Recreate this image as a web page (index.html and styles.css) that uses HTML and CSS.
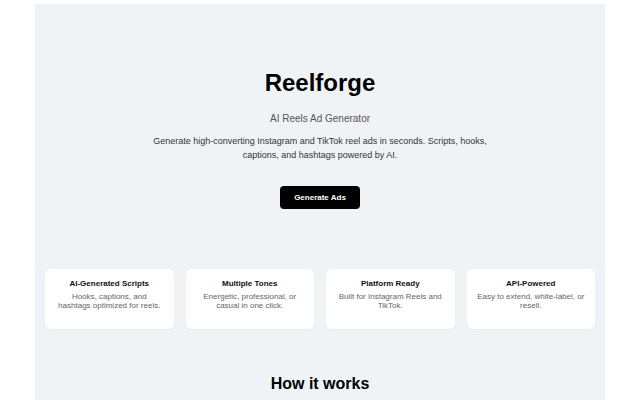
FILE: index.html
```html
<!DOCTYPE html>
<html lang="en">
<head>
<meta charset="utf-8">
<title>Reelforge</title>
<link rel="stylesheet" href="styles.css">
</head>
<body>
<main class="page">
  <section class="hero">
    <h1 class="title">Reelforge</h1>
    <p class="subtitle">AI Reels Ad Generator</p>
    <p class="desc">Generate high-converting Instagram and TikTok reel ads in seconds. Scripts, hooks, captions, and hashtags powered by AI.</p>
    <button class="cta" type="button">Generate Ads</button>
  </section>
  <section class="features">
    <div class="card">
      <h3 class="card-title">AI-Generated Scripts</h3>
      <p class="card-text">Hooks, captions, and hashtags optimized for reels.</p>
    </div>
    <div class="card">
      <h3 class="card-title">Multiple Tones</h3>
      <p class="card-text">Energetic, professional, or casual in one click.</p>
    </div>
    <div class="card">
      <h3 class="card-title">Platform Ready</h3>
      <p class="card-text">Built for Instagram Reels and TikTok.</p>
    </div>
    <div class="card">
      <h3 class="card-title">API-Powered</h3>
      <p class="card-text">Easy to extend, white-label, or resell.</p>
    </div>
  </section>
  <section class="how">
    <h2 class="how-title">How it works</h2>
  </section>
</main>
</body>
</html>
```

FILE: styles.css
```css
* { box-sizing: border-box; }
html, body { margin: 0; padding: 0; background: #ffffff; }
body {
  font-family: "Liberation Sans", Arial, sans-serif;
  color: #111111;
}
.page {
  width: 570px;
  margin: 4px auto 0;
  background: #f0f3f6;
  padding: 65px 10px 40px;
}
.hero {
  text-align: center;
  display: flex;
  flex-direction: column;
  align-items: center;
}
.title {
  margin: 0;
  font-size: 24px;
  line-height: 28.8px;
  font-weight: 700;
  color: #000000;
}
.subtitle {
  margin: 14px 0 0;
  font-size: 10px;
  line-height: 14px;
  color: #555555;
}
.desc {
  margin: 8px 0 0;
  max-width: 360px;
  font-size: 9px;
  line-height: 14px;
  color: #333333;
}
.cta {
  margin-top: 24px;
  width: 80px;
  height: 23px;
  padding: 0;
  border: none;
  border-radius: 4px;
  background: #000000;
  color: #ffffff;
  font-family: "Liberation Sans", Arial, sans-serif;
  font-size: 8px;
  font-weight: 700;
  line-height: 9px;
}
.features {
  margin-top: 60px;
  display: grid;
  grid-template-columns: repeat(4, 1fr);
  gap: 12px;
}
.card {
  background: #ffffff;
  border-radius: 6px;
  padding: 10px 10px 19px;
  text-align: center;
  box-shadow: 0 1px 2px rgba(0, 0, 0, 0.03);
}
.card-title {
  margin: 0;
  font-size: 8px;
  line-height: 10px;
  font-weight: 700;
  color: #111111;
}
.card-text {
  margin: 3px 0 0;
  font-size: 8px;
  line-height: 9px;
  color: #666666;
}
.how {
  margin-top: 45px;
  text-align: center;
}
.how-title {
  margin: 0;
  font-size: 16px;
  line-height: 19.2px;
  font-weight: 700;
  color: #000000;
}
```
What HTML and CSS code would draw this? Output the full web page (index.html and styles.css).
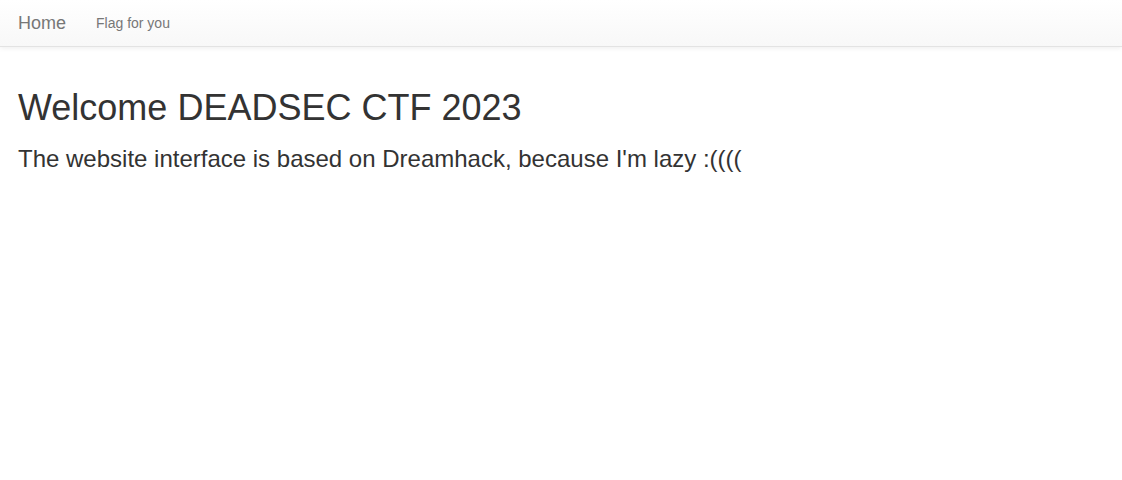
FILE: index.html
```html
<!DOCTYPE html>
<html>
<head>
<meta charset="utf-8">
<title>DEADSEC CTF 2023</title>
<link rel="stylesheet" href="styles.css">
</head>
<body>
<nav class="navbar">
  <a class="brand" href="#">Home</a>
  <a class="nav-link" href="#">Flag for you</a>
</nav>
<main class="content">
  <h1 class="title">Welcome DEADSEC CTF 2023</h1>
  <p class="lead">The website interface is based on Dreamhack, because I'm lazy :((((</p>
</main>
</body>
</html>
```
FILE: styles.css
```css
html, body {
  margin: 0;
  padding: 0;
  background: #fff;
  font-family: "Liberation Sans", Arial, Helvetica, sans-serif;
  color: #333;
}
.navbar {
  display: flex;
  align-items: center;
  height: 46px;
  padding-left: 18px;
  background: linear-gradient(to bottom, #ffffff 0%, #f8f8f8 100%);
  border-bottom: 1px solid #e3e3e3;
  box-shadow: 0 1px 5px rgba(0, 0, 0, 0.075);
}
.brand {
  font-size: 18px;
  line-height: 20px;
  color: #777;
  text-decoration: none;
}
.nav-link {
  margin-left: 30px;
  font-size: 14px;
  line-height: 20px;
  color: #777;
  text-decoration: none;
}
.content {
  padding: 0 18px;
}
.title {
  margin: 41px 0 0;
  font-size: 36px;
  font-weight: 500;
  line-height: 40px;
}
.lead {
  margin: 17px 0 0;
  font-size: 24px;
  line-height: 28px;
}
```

* * *

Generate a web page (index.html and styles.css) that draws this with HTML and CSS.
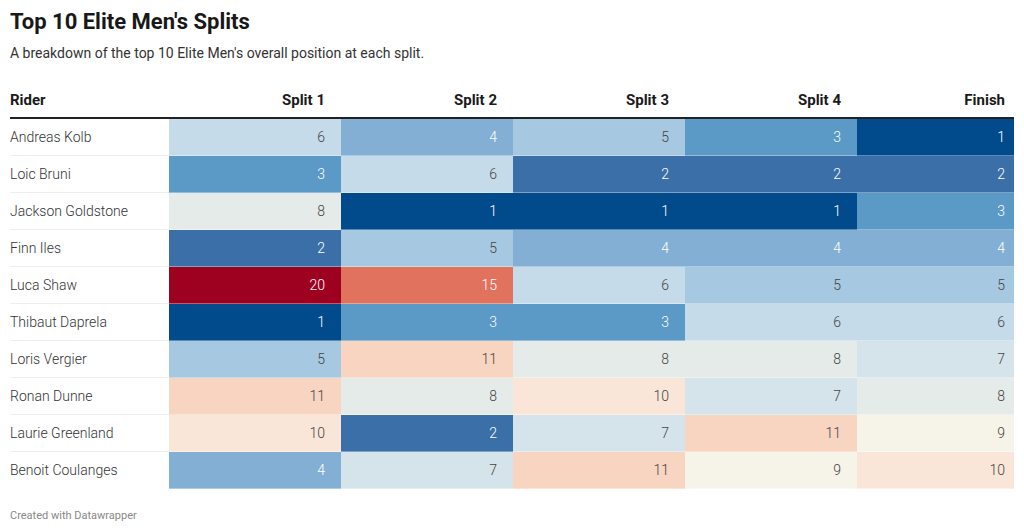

DIRECTIONS: The required output is the number of lines containing the word "page", and nothing besides.

FULL SOLUTION: 5